**Data shown**

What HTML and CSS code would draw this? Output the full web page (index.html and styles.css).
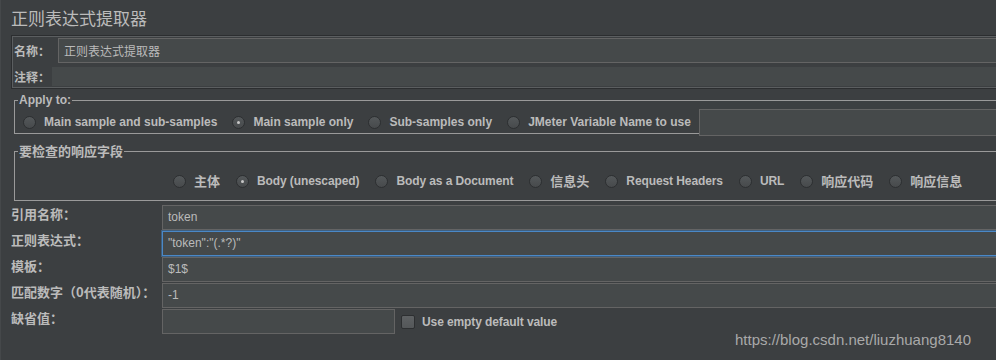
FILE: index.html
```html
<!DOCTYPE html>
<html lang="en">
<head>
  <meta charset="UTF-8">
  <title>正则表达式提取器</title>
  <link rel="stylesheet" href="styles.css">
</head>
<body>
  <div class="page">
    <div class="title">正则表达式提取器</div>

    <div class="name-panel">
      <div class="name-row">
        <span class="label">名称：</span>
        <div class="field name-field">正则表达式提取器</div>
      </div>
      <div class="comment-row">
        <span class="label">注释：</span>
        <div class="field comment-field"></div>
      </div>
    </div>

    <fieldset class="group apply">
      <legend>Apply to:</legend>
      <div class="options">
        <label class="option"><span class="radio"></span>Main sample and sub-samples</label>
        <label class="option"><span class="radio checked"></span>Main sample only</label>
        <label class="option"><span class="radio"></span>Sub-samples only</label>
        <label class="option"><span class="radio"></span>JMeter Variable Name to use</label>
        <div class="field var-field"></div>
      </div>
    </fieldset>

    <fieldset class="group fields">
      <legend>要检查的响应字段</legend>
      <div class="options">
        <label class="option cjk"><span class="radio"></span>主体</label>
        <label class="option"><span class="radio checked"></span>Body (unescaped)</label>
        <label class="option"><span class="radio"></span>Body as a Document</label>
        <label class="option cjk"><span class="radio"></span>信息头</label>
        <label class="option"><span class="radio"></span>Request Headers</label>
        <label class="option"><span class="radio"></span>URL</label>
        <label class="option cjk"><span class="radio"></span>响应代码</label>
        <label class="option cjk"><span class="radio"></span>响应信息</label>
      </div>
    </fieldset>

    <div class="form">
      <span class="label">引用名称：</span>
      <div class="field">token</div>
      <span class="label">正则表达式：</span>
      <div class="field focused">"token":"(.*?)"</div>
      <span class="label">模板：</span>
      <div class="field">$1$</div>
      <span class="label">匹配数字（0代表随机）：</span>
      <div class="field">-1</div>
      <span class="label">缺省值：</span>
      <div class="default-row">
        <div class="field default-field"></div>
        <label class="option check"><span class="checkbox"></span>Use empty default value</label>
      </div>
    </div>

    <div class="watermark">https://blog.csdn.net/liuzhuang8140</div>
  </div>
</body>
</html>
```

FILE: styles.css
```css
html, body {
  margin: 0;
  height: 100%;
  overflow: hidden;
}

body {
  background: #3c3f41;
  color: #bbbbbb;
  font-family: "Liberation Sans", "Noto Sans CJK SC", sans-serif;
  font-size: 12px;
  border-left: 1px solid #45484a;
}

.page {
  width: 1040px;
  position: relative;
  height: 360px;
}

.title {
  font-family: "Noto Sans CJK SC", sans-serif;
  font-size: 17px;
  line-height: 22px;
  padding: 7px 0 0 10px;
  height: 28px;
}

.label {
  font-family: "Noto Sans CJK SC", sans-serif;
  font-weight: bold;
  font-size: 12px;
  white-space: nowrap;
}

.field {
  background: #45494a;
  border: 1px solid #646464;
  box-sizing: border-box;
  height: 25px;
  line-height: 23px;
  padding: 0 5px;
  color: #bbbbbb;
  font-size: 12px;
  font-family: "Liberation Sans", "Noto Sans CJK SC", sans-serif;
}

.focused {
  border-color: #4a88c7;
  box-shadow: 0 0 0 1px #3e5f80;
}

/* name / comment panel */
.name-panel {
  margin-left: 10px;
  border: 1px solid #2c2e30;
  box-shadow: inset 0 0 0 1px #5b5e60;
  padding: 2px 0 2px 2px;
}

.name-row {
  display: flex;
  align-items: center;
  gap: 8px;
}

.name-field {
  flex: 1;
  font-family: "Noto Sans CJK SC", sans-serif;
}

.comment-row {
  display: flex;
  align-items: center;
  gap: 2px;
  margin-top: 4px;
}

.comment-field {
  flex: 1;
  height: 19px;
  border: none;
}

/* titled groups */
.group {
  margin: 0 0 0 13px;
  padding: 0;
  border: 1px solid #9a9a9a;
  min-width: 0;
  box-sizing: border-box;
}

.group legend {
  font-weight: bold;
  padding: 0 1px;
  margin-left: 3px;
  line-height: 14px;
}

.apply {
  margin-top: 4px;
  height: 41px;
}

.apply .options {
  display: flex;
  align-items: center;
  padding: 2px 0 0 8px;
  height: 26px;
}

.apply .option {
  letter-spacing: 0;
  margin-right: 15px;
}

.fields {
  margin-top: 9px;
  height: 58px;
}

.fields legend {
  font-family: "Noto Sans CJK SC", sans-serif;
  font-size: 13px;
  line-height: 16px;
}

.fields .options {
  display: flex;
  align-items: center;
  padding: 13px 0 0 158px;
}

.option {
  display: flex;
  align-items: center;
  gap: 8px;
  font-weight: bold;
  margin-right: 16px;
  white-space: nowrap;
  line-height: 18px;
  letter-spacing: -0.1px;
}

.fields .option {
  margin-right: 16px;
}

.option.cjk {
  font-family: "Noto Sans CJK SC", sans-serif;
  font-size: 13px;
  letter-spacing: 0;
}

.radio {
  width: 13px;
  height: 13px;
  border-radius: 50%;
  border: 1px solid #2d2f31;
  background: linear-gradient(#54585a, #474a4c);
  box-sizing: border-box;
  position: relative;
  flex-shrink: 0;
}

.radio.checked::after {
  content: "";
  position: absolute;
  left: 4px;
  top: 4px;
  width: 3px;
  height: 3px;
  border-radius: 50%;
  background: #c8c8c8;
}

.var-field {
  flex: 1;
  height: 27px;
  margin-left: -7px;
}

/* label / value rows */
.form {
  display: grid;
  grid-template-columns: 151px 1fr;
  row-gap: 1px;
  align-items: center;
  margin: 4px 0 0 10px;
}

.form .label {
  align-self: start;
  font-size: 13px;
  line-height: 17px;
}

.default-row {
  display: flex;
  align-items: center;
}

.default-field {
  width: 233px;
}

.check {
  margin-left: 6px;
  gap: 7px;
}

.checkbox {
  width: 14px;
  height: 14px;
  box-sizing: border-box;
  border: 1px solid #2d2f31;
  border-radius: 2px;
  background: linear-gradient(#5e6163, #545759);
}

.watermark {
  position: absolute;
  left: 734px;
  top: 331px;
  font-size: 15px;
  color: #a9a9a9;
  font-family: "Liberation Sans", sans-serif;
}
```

**What you should do**
All of the material above should be reproduced exactly, except the pictures.

**Worked answer**
What HTML and CSS code would draw this? Output the full web page (index.html and styles.css).
FILE: index.html
```html
<!DOCTYPE html>
<html lang="en">
<head>
  <meta charset="UTF-8">
  <title>正则表达式提取器</title>
  <link rel="stylesheet" href="styles.css">
</head>
<body>
  <div class="page">
    <div class="title">正则表达式提取器</div>

    <div class="name-panel">
      <div class="name-row">
        <span class="label">名称：</span>
        <div class="field name-field">正则表达式提取器</div>
      </div>
      <div class="comment-row">
        <span class="label">注释：</span>
        <div class="field comment-field"></div>
      </div>
    </div>

    <fieldset class="group apply">
      <legend>Apply to:</legend>
      <div class="options">
        <label class="option"><span class="radio"></span>Main sample and sub-samples</label>
        <label class="option"><span class="radio checked"></span>Main sample only</label>
        <label class="option"><span class="radio"></span>Sub-samples only</label>
        <label class="option"><span class="radio"></span>JMeter Variable Name to use</label>
        <div class="field var-field"></div>
      </div>
    </fieldset>

    <fieldset class="group fields">
      <legend>要检查的响应字段</legend>
      <div class="options">
        <label class="option cjk"><span class="radio"></span>主体</label>
        <label class="option"><span class="radio checked"></span>Body (unescaped)</label>
        <label class="option"><span class="radio"></span>Body as a Document</label>
        <label class="option cjk"><span class="radio"></span>信息头</label>
        <label class="option"><span class="radio"></span>Request Headers</label>
        <label class="option"><span class="radio"></span>URL</label>
        <label class="option cjk"><span class="radio"></span>响应代码</label>
        <label class="option cjk"><span class="radio"></span>响应信息</label>
      </div>
    </fieldset>

    <div class="form">
      <span class="label">引用名称：</span>
      <div class="field">token</div>
      <span class="label">正则表达式：</span>
      <div class="field focused">"token":"(.*?)"</div>
      <span class="label">模板：</span>
      <div class="field">$1$</div>
      <span class="label">匹配数字（0代表随机）：</span>
      <div class="field">-1</div>
      <span class="label">缺省值：</span>
      <div class="default-row">
        <div class="field default-field"></div>
        <label class="option check"><span class="checkbox"></span>Use empty default value</label>
      </div>
    </div>

    <div class="watermark">https://blog.csdn.net/liuzhuang8140</div>
  </div>
</body>
</html>
```

FILE: styles.css
```css
html, body {
  margin: 0;
  height: 100%;
  overflow: hidden;
}

body {
  background: #3c3f41;
  color: #bbbbbb;
  font-family: "Liberation Sans", "Noto Sans CJK SC", sans-serif;
  font-size: 12px;
  border-left: 1px solid #45484a;
}

.page {
  width: 1040px;
  position: relative;
  height: 360px;
}

.title {
  font-family: "Noto Sans CJK SC", sans-serif;
  font-size: 17px;
  line-height: 22px;
  padding: 7px 0 0 10px;
  height: 28px;
}

.label {
  font-family: "Noto Sans CJK SC", sans-serif;
  font-weight: bold;
  font-size: 12px;
  white-space: nowrap;
}

.field {
  background: #45494a;
  border: 1px solid #646464;
  box-sizing: border-box;
  height: 25px;
  line-height: 23px;
  padding: 0 5px;
  color: #bbbbbb;
  font-size: 12px;
  font-family: "Liberation Sans", "Noto Sans CJK SC", sans-serif;
}

.focused {
  border-color: #4a88c7;
  box-shadow: 0 0 0 1px #3e5f80;
}

/* name / comment panel */
.name-panel {
  margin-left: 10px;
  border: 1px solid #2c2e30;
  box-shadow: inset 0 0 0 1px #5b5e60;
  padding: 2px 0 2px 2px;
}

.name-row {
  display: flex;
  align-items: center;
  gap: 8px;
}

.name-field {
  flex: 1;
  font-family: "Noto Sans CJK SC", sans-serif;
}

.comment-row {
  display: flex;
  align-items: center;
  gap: 2px;
  margin-top: 4px;
}

.comment-field {
  flex: 1;
  height: 19px;
  border: none;
}

/* titled groups */
.group {
  margin: 0 0 0 13px;
  padding: 0;
  border: 1px solid #9a9a9a;
  min-width: 0;
  box-sizing: border-box;
}

.group legend {
  font-weight: bold;
  padding: 0 1px;
  margin-left: 3px;
  line-height: 14px;
}

.apply {
  margin-top: 4px;
  height: 41px;
}

.apply .options {
  display: flex;
  align-items: center;
  padding: 2px 0 0 8px;
  height: 26px;
}

.apply .option {
  letter-spacing: 0;
  margin-right: 15px;
}

.fields {
  margin-top: 9px;
  height: 58px;
}

.fields legend {
  font-family: "Noto Sans CJK SC", sans-serif;
  font-size: 13px;
  line-height: 16px;
}

.fields .options {
  display: flex;
  align-items: center;
  padding: 13px 0 0 158px;
}

.option {
  display: flex;
  align-items: center;
  gap: 8px;
  font-weight: bold;
  margin-right: 16px;
  white-space: nowrap;
  line-height: 18px;
  letter-spacing: -0.1px;
}

.fields .option {
  margin-right: 16px;
}

.option.cjk {
  font-family: "Noto Sans CJK SC", sans-serif;
  font-size: 13px;
  letter-spacing: 0;
}

.radio {
  width: 13px;
  height: 13px;
  border-radius: 50%;
  border: 1px solid #2d2f31;
  background: linear-gradient(#54585a, #474a4c);
  box-sizing: border-box;
  position: relative;
  flex-shrink: 0;
}

.radio.checked::after {
  content: "";
  position: absolute;
  left: 4px;
  top: 4px;
  width: 3px;
  height: 3px;
  border-radius: 50%;
  background: #c8c8c8;
}

.var-field {
  flex: 1;
  height: 27px;
  margin-left: -7px;
}

/* label / value rows */
.form {
  display: grid;
  grid-template-columns: 151px 1fr;
  row-gap: 1px;
  align-items: center;
  margin: 4px 0 0 10px;
}

.form .label {
  align-self: start;
  font-size: 13px;
  line-height: 17px;
}

.default-row {
  display: flex;
  align-items: center;
}

.default-field {
  width: 233px;
}

.check {
  margin-left: 6px;
  gap: 7px;
}

.checkbox {
  width: 14px;
  height: 14px;
  box-sizing: border-box;
  border: 1px solid #2d2f31;
  border-radius: 2px;
  background: linear-gradient(#5e6163, #545759);
}

.watermark {
  position: absolute;
  left: 734px;
  top: 331px;
  font-size: 15px;
  color: #a9a9a9;
  font-family: "Liberation Sans", sans-serif;
}
```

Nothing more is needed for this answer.